◆ Exercise description ◆
Omit all images. Write out the rest of the material exactly.

═══ Raw data ═══

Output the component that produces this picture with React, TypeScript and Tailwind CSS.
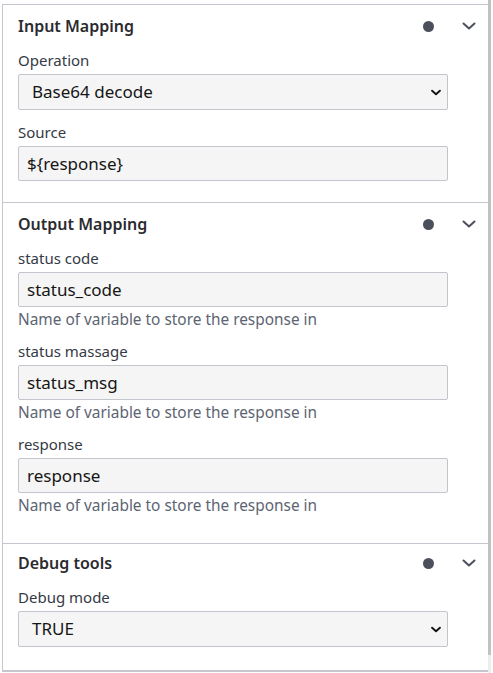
import React from 'react';

const font = { fontFamily: '"Noto Sans", "Open Sans", sans-serif' };

function Chevron({ className, weight = 2 }: { className?: string; weight?: number }) {
  return (
    <svg viewBox="0 0 14 8" className={className} fill="none" stroke="currentColor" strokeWidth={weight} strokeLinecap="round" strokeLinejoin="round">
      <path d="M1.5 1.5 7 6.5l5.5-5" />
    </svg>
  );
}

function SectionHeader({ title }: { title: string }) {
  return (
    <div className="flex items-center h-[24px]">
      <h2 className="flex-1 text-[16px] leading-[24px] font-semibold text-[#2b2b2f]">{title}</h2>
      <span className="w-[11px] h-[11px] rounded-full bg-[#4b505c] mr-[28px]" />
      <Chevron className="w-[14px] h-[8px] text-[#4b505c] mr-[12px]" />
    </div>
  );
}

function Label({ children }: { children: React.ReactNode }) {
  return <div className="text-[15px] leading-[20px] text-[#353a45] mb-[4px]">{children}</div>;
}

function SelectField({ label, value }: { label: string; value: string }) {
  return (
    <div>
      <Label>{label}</Label>
      <div className="h-[36px] w-[430px] bg-[#f5f5f5] border border-[#c4c4cc] rounded-[2px] flex items-center pl-[13px] pr-[6px]">
        <span className="flex-1 text-[17px] text-[#161616]">{value}</span>
        <Chevron className="w-[10px] h-[7px] text-[#111]" weight={2.6} />
      </div>
    </div>
  );
}

function TextField({ label, value, help }: { label: string; value: string; help?: string }) {
  return (
    <div>
      <Label>{label}</Label>
      <div className="h-[35px] w-[430px] bg-[#f5f5f5] border border-[#c4c4cc] rounded-[2px] flex items-center px-[8px]">
        <span className="text-[17px] text-[#161616]">{value}</span>
      </div>
      {help && <div className="mt-[4px] text-[15.4px] leading-[18px] text-[#5c6472]">{help}</div>}
    </div>
  );
}

export default function App() {
  const help = 'Name of variable to store the response in';
  return (
    <div className="w-[493px] h-[673px] bg-white flex overflow-hidden" style={font}>
      <div className="ml-[2px] mt-[4px] w-[486px] h-[668px] border-l border-t border-b-2 border-[#c6c6ce] flex flex-col">
        <section className="pl-[15px] pt-[9px] pb-[21px]">
          <SectionHeader title="Input Mapping" />
          <div className="mt-[12px] flex flex-col gap-[12px]">
            <SelectField label="Operation" value="Base64 decode" />
            <TextField label="Source" value="${response}" />
          </div>
        </section>
        <section className="border-t border-[#c6c6ce] pl-[15px] pt-[9px] pb-[28px]">
          <SectionHeader title="Output Mapping" />
          <div className="mt-[12px] flex flex-col gap-[12px]">
            <TextField label="status code" value="status_code" help={help} />
            <TextField label="status massage" value="status_msg" help={help} />
            <TextField label="response" value="response" help={help} />
          </div>
        </section>
        <section className="border-t border-[#c6c6ce] pl-[15px] pt-[7px] flex-1">
          <SectionHeader title="Debug tools" />
          <div className="mt-[12px] flex flex-col gap-[12px]">
            <SelectField label="Debug mode" value="TRUE" />
          </div>
        </section>
      </div>
      <div className="w-[3px] h-full flex flex-col">
        <div className="h-[655px] bg-[#c1c1c1]" />
        <div className="flex-1 bg-[#eeeeee]" />
      </div>
    </div>
  );
}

═══

◆ Written answer ◆
Output the component that produces this picture with React, TypeScript and Tailwind CSS.
import React from 'react';

const font = { fontFamily: '"Noto Sans", "Open Sans", sans-serif' };

function Chevron({ className, weight = 2 }: { className?: string; weight?: number }) {
  return (
    <svg viewBox="0 0 14 8" className={className} fill="none" stroke="currentColor" strokeWidth={weight} strokeLinecap="round" strokeLinejoin="round">
      <path d="M1.5 1.5 7 6.5l5.5-5" />
    </svg>
  );
}

function SectionHeader({ title }: { title: string }) {
  return (
    <div className="flex items-center h-[24px]">
      <h2 className="flex-1 text-[16px] leading-[24px] font-semibold text-[#2b2b2f]">{title}</h2>
      <span className="w-[11px] h-[11px] rounded-full bg-[#4b505c] mr-[28px]" />
      <Chevron className="w-[14px] h-[8px] text-[#4b505c] mr-[12px]" />
    </div>
  );
}

function Label({ children }: { children: React.ReactNode }) {
  return <div className="text-[15px] leading-[20px] text-[#353a45] mb-[4px]">{children}</div>;
}

function SelectField({ label, value }: { label: string; value: string }) {
  return (
    <div>
      <Label>{label}</Label>
      <div className="h-[36px] w-[430px] bg-[#f5f5f5] border border-[#c4c4cc] rounded-[2px] flex items-center pl-[13px] pr-[6px]">
        <span className="flex-1 text-[17px] text-[#161616]">{value}</span>
        <Chevron className="w-[10px] h-[7px] text-[#111]" weight={2.6} />
      </div>
    </div>
  );
}

function TextField({ label, value, help }: { label: string; value: string; help?: string }) {
  return (
    <div>
      <Label>{label}</Label>
      <div className="h-[35px] w-[430px] bg-[#f5f5f5] border border-[#c4c4cc] rounded-[2px] flex items-center px-[8px]">
        <span className="text-[17px] text-[#161616]">{value}</span>
      </div>
      {help && <div className="mt-[4px] text-[15.4px] leading-[18px] text-[#5c6472]">{help}</div>}
    </div>
  );
}

export default function App() {
  const help = 'Name of variable to store the response in';
  return (
    <div className="w-[493px] h-[673px] bg-white flex overflow-hidden" style={font}>
      <div className="ml-[2px] mt-[4px] w-[486px] h-[668px] border-l border-t border-b-2 border-[#c6c6ce] flex flex-col">
        <section className="pl-[15px] pt-[9px] pb-[21px]">
          <SectionHeader title="Input Mapping" />
          <div className="mt-[12px] flex flex-col gap-[12px]">
            <SelectField label="Operation" value="Base64 decode" />
            <TextField label="Source" value="${response}" />
          </div>
        </section>
        <section className="border-t border-[#c6c6ce] pl-[15px] pt-[9px] pb-[28px]">
          <SectionHeader title="Output Mapping" />
          <div className="mt-[12px] flex flex-col gap-[12px]">
            <TextField label="status code" value="status_code" help={help} />
            <TextField label="status massage" value="status_msg" help={help} />
            <TextField label="response" value="response" help={help} />
          </div>
        </section>
        <section className="border-t border-[#c6c6ce] pl-[15px] pt-[7px] flex-1">
          <SectionHeader title="Debug tools" />
          <div className="mt-[12px] flex flex-col gap-[12px]">
            <SelectField label="Debug mode" value="TRUE" />
          </div>
        </section>
      </div>
      <div className="w-[3px] h-full flex flex-col">
        <div className="h-[655px] bg-[#c1c1c1]" />
        <div className="flex-1 bg-[#eeeeee]" />
      </div>
    </div>
  );
}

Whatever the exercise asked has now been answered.